A forma e a função juntas numa coleção que provoca sorrisos
“Pratos de 1890, 1920, 1960 e 2001... São combinações infinitas. Um barroco e uma taça mais orgânica”, acrescentou. No conjunto de mesa e peças decorativas em que nenhuma é igual “há pratos com peixes, com pássaros... Se rodar o prato vejo outra figura. E é inesperado. Já jantámos com 100 pessoas...”, continuou. “Pegas num jarro do elefante. Há quem lá ponha uma flor. É uma escultura. Está perfeito. É uma peça híbrida. Não é 100% figurativo. O pato é figurativo”, frisou durante a conversa.
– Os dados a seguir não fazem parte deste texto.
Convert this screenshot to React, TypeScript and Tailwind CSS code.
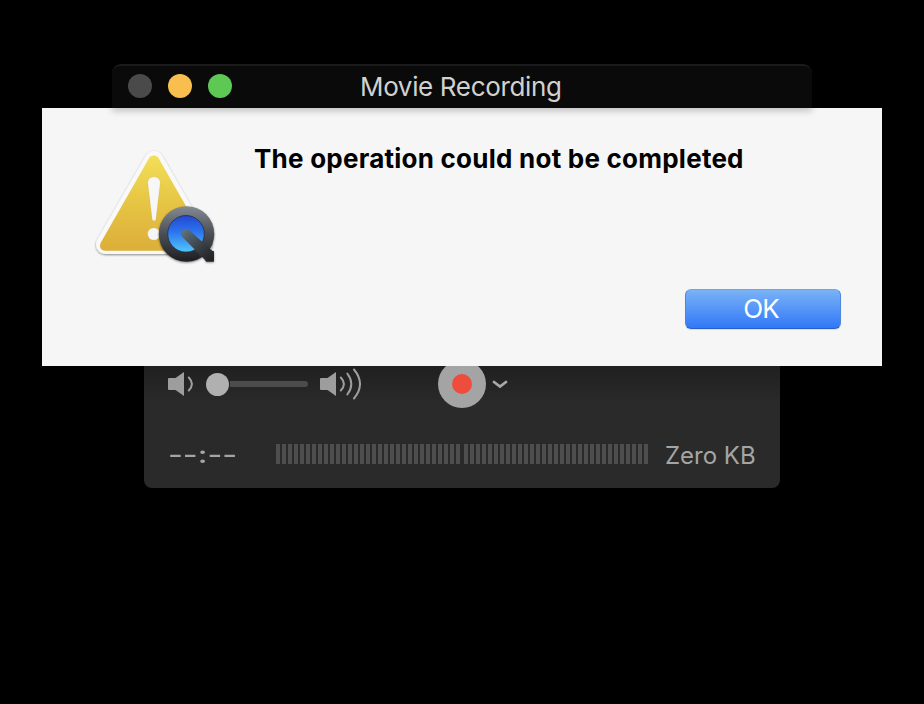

Conhecido pelo trabalho imaginário e cósmico, na viagem das combinações explica que tudo o que desenha não tem apenas um significado funcional. “Há também uma questão de sentimento e eu gosto da ideia de que um objeto pode causar uma reação”, sustentou.
“Um bom design não é só funcionalidade. Estamos a trabalhar com emoções. Temos unicidade nas mãos. Não fazemos tostas”, adiantou Hayon, que se coloca ele mesmo na vanguarda de uma nova ala de criadores capazes de combinar arte, desenho e decoração.
Adepto da junção entre a tecnologia e a criatividade, dá espaço ao 3D e ao high tech, mas reconhece que “há uma parte humana que se perde no meio. A criatividade é mais sofisticada quando não há um botão”, finalizou.
Sobre a obra criada diz que “é o ideal” e serve de “plataforma com uma empresa centenária”, recordou. “É experimental. Tenho sempre uma porta aberta. É por isso é que esta coleção é boa... Há sempre espaço para mudar. Ninguém nota”, riu-se. “As minhas coleções não são um murro na cara. Provocam sorrisos”, garantiu. Esta acrescenta a fantasia à mesa.
Depois da Vista Alegre, a finalizar, deixa uma garantia quando tratar da arte de Rafael Bordalo Pinheiro. “É uma coisa muito louca. (O artista português) vai ressuscitar”, garantiu Jaime Hayon. Esperemos então para ver e sentir.